Nobody had foreseen the current national mess like the late  Anikulapo Kuti (The One Who Carries Death in his Quiver!) did. And nobody would be taken serious that refuses to recognize  the great contributions of the legendary Fela to good governance. He was a working man who truly  lived on his sweat in spite of fashionable sleaze combined with  official military terror in Nigeria of 70s,  80s and 90s. Late Fela symbolized dignity of labour in a country in which few elite thrived on corruption  and “authority stealing” and indeed captured the Nigerian state. Fela sang for change, change and change. Nigeria’s search for a  desired change remains  elusive until Fela’s works are officially recognized. He was truly a global actor in the great traditions of similar artists like South Africa’s Mariam Makeba, Huge Masakela and Senegal’s Yusuf Ndour among great other artists long recognized by their respective Countries.

Fela  acted local (downtown Ikeja!) but his thoughts are global in that they resonate in Cape Town, Cairo, New York and London! Even today 20 years after his death  Fela inspired hope for a strong united Nigeria and economic recovery. In 1974, at the time, it was not fashionable to patronize Africa and even more fashionable to ape Europe and America, Fela’s “Buy Africa” album rightly warned that prosperity would elude Africa without patronage of its products and ideas by Africans themselves. It was time for government to walk the patriotic songs of Fela through targeted budgetary spending to buy goods that must be produced at home in order to create sustainable jobs for the millions of youths.
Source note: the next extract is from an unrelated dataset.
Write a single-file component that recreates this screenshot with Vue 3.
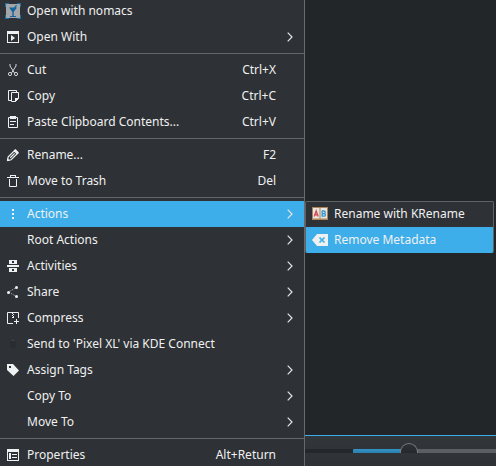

Over 30 years after Fela did that song Nigeria and indeed Africa had uncritically enlisted in the World Trade Organization (WTO), a club of trading nations without products to sell but with multiple dumped products to buy. The result today is that Nigeria has become a huge market for dumped products from Europe and China leading to factory closures, unemployment and poverty true to Fela’s foresight and danceable warnings.

Fela’s Tears, Sorrow and Blood in the late 70s was seen then as danceable lyric which aptly summed up his tragic first-hand “treatment” in the hands of the military tormentors. Today we all saw that singular track as a powerful reminder of the legacy (regular trademark!) of military dictatorship. Yet it is far from being over. Just as Fela sang in that historic ode to dictatorship, his people (Nigerians!) are still in fear to fight for justice, freedom and liberty such that we were under the heels of majority thieving governors. Sorrow, Tears and Blood remain regular trade marks from the trails of armed and unarmed robberies to the official and street kidnappers. Follow-Follow is a classical warning against dependency and neo-colonialism. Fela urged that we open “sense, open eye and open brain” as we are susceptible to received wisdom. He observed that in the books of received wisdoms lie “termites, cockroaches and rats” as distinct from the promised sweet outcomes of the salesmen and women of received ideas. Today three decades after Fela’s prophetic warning, Nigeria is spell bound with received ideas from the books of Bretton Woods Institutions, namely IMF and World Bank. The theme of the 2006 UNDP Report was; Beyond scarcity: Power, poverty and global water crisis. The Report I recall showed that water and access to water by majority of people is indispensable to any serious effort at meeting the millennium development goals (MDGs). Yet that was what Fela has pointed out in his evergreen “Water No Get Enemy”. The sad commentary is that in spite of the indispensability of water, it has “enemies” in Nigeria that include all of us who unacceptably rely on boreholes and rain fall to drink water. Precisely because Nigeria cannot make clean water available for its citizens or make its citizens ‘enemies’ of water contrary to Fela’s universally acclaimed insight that water “gets no get enemy,” is because we are yet to honour Fela by heeding his eternal messages.